Um efeito imprevisto no êxito da Marcha dos Sem-Terra foi a mudança de grau e de disposições no que respeita à eleição presidencial, ainda distante mais de ano e meio. Seria esperável que a quebra da crista arrogante do governo provocasse, de imediato, uma excitação esperançosa nos partidos de oposição, para a formulação da sempre reclamada e jamais esboçada política oposicionista. Não foi o que se deu, no entanto. Os novos ânimos trocaram programas em conjunto pela individualização.
Neste sentido, e mesmo que sem menção a um nome, tem relevância especial a repentina disposição procedente do PMDB, advertindo que o partido pretende ter candidato próprio na eleição presidencial de 98. Ainda que isso não reflita intenção com apoio já comprovado da maioria, encontra alguma confirmação nos fatos imediatos. Por exemplo, no convite a Itamar Franco para participar, mesmo sem ser filiado, do programa do PMDB na atual propaganda gratuita. No Congresso, os peemedebistas descontentes com Fernando Henrique são numerosos e, mais importante, influentes no partido. Tanto nos contatos que o estão levando a numerosas cidades mineiras, como nas entrevistas destes últimos dias, Itamar Franco adotou a explicitude total no propósito de candidatar-se. E de recuperar logo a responsabilidade maior pela adoção do Plano Real, com referências diretas aos fatos e à sua condição na época. A propósito, na recente série de conversas programadas com jornalistas, a alguns deles Fernando Henrique fez referência ao propósito eleitoral de Itamar Franco. Sempre na parte da conversa chamada "em off", de publicação vetada, tratou o assunto com jeito desdenhoso. A seu ver, Itamar fala na candidatura presidencial, mas não será candidato, usando-a agora para fortalecer a posição com vistas ao governo de Minas.
Fernando Henrique, aliás, fala do seu segundo mandato como se já o tivesse assegurado. É assim, por exemplo, que trata como mera informação antecipada o destino pretendido para o PFL, que "não terá no segundo mandato a relevância que tem agora no governo".
De volta aos ânimos ativados ou reativados, Luiz Inácio Lula da Silva também resolveu abandonar os subterfúgios, dando à sua disposição de candidatar-se o caráter de um recado-advertência ao seu complicado partido: está pronto e confiante, desde que os petistas se disponham a corrigir o erro de recusar coligações e outras formas de aliança. Foi, também, um recado para Tarso Genro, o ex-prefeito bem-sucedido de Porto Alegre, cada vez mais aplicado em fazer contatos claros para sua possível candidatura e escrever artigos obscuros, ao que parece, para mostrar-se um petista com armamento intelectual até sociológico, também ele.

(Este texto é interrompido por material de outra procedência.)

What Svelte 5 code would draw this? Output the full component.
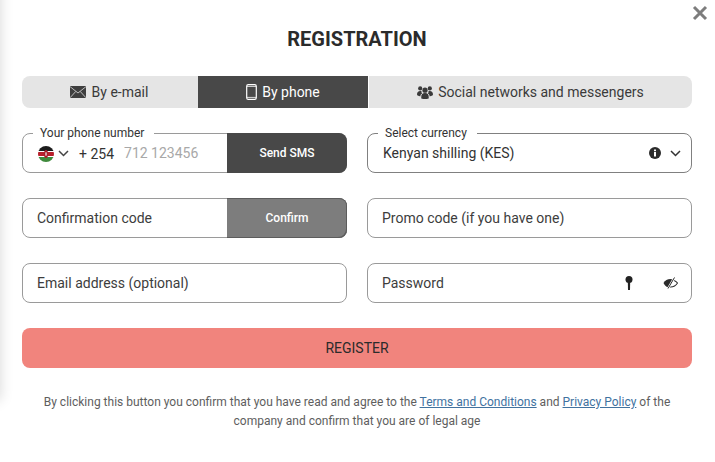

Mal acaba uma eleição presidencial, começam em surdina as primeiras especulações e tramas já voltadas para a eleição seguinte. Mas a antecipação da explicitude de agora foge à norma. Logo se verá se é precipitação passageira, sugerida só pelas circunstâncias, ou se é outra marcha que se inicia contra a vontade de Fernando Henrique. E contra o próprio.